The key to keeping lids on an organized-minded track is to keep instructions simple for them, Strachan said.

“You have to keep things pretty simple and easy to get to and easy to use for them to want to maintain it or they will stop doing it,” she said.

Job charts listing specific tasks are one way to help kids know exactly what they need to do.

“That can be a brain saver for Mom and Dad,” Strachan said. “Some kids just do better with reading versus listening.”

Schneider said a wipe-off board is handy for readers.

“For non-readers, you can use a picture list,” she said. “They can check off the list. This teaches them to think ahead plus to be responsible for their own belongings and time.”

Strachan uses a spiral-bound notebook, each with the names of the children. Inside are items that need to get done.

“It’s so freeing to me because I’m not worried and I will look at that sheet,” she said. “I think that kind of gets their attention.
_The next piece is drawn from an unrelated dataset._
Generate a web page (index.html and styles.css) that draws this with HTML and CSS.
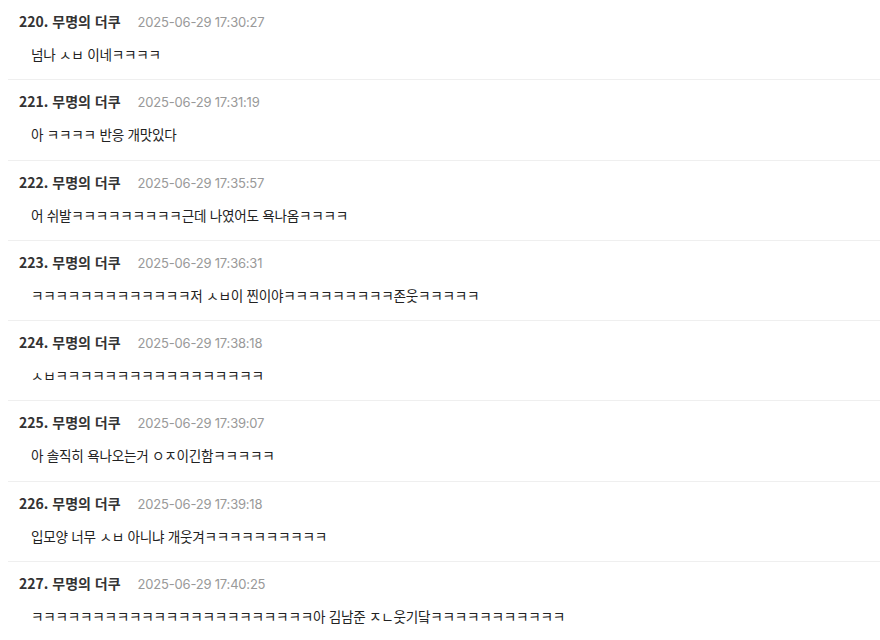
FILE: index.html
```html
<!DOCTYPE html>
<html lang="ko">
<head>
<meta charset="utf-8">
<link rel="stylesheet" href="styles.css">
</head>
<body>
<ul class="list">
  <li class="item"><div class="head"><span class="name">220. 무명의 더쿠</span><span class="date">2025-06-29 17:30:27</span></div><p class="text">넘나 ㅅㅂ 이네ㅋㅋㅋㅋ</p></li>
  <li class="item"><div class="head"><span class="name">221. 무명의 더쿠</span><span class="date">2025-06-29 17:31:19</span></div><p class="text">아 ㅋㅋㅋㅋ 반응 개맛있다</p></li>
  <li class="item"><div class="head"><span class="name">222. 무명의 더쿠</span><span class="date">2025-06-29 17:35:57</span></div><p class="text">어 쉬발ㅋㅋㅋㅋㅋㅋㅋㅋㅋ근데 나였어도 욕나옴ㅋㅋㅋㅋ</p></li>
  <li class="item"><div class="head"><span class="name">223. 무명의 더쿠</span><span class="date">2025-06-29 17:36:31</span></div><p class="text">ㅋㅋㅋㅋㅋㅋㅋㅋㅋㅋㅋㅋㅋ저 ㅅㅂ이 찐이야ㅋㅋㅋㅋㅋㅋㅋㅋㅋ존웃ㅋㅋㅋㅋㅋ</p></li>
  <li class="item"><div class="head"><span class="name">224. 무명의 더쿠</span><span class="date">2025-06-29 17:38:18</span></div><p class="text">ㅅㅂㅋㅋㅋㅋㅋㅋㅋㅋㅋㅋㅋㅋㅋㅋㅋㅋㅋ</p></li>
  <li class="item"><div class="head"><span class="name">225. 무명의 더쿠</span><span class="date">2025-06-29 17:39:07</span></div><p class="text">아 솔직히 욕나오는거 ㅇㅈ이긴함ㅋㅋㅋㅋㅋ</p></li>
  <li class="item"><div class="head"><span class="name">226. 무명의 더쿠</span><span class="date">2025-06-29 17:39:18</span></div><p class="text">입모양 너무 ㅅㅂ 아니냐 개웃겨ㅋㅋㅋㅋㅋㅋㅋㅋㅋㅋ</p></li>
  <li class="item"><div class="head"><span class="name">227. 무명의 더쿠</span><span class="date">2025-06-29 17:40:25</span></div><p class="text">ㅋㅋㅋㅋㅋㅋㅋㅋㅋㅋㅋㅋㅋㅋㅋㅋㅋㅋㅋㅋㅋㅋㅋ아 김남준 ㅈㄴ웃기닼ㅋㅋㅋㅋㅋㅋㅋㅋㅋㅋㅋ</p></li>
</ul>
</body>
</html>
```
FILE: styles.css
```css
html, body {
  margin: 0;
  padding: 0;
  background: #fff;
}
body {
  font-family: "Noto Sans CJK KR", "Noto Sans", sans-serif;
  color: #222;
}
.list {
  list-style: none;
  margin: 0;
  padding: 0 0 0 8px;
}
.item {
  padding: 11px 0 15.3px 11px;
  border-bottom: 1px solid #efefef;
}
.head {
  display: flex;
  align-items: baseline;
  gap: 17px;
  height: 20px;
  line-height: 20px;
}
.name {
  font-size: 14px;
  font-weight: 700;
  color: #333;
  letter-spacing: 0;
}
.date {
  font-size: 13px;
  color: #999;
  font-family: "Inter", "Noto Sans", sans-serif;
  letter-spacing: -0.2px;
}
.text {
  margin: 13px 0 0 12px;
  font-size: 13.6px;
  line-height: 20px;
  height: 20px;
  color: #222;
  letter-spacing: -0.25px;
}
```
I don’t need to be constantly reminding (them).”

However, as children get used to an organization system, repetition will be needed, Strachan said.

“Don’t expect your children to figure it out the first or second time,” she said.

Stick With It

The road to an organized child may have bumps and detours but in the long run, your children will appreciate the skills they learned.

“They’re going to be on their own at some point in time,” Strachan said. “It’s not going to get anywhere if I’m doing it. I think they need to have responsibility.”

Schneider agreed.

“Teaching your child to organize their belongings, their space and their time will benefit them through school and into the workplace,” she said. “It seems to me nearly every employer in every field lists organized as a required job skill.”

Moms also can let go of the need to do it all, Schneider said.

“Being part of a family means not only embracing the joys of family life but participating in family life,” she said. “Children can and should learn how to participate in keeping the house organized and manage their own time and own belongings. It’s all part of being a family. The lessons your child learns from you will be a gift they take with them their whole lives.”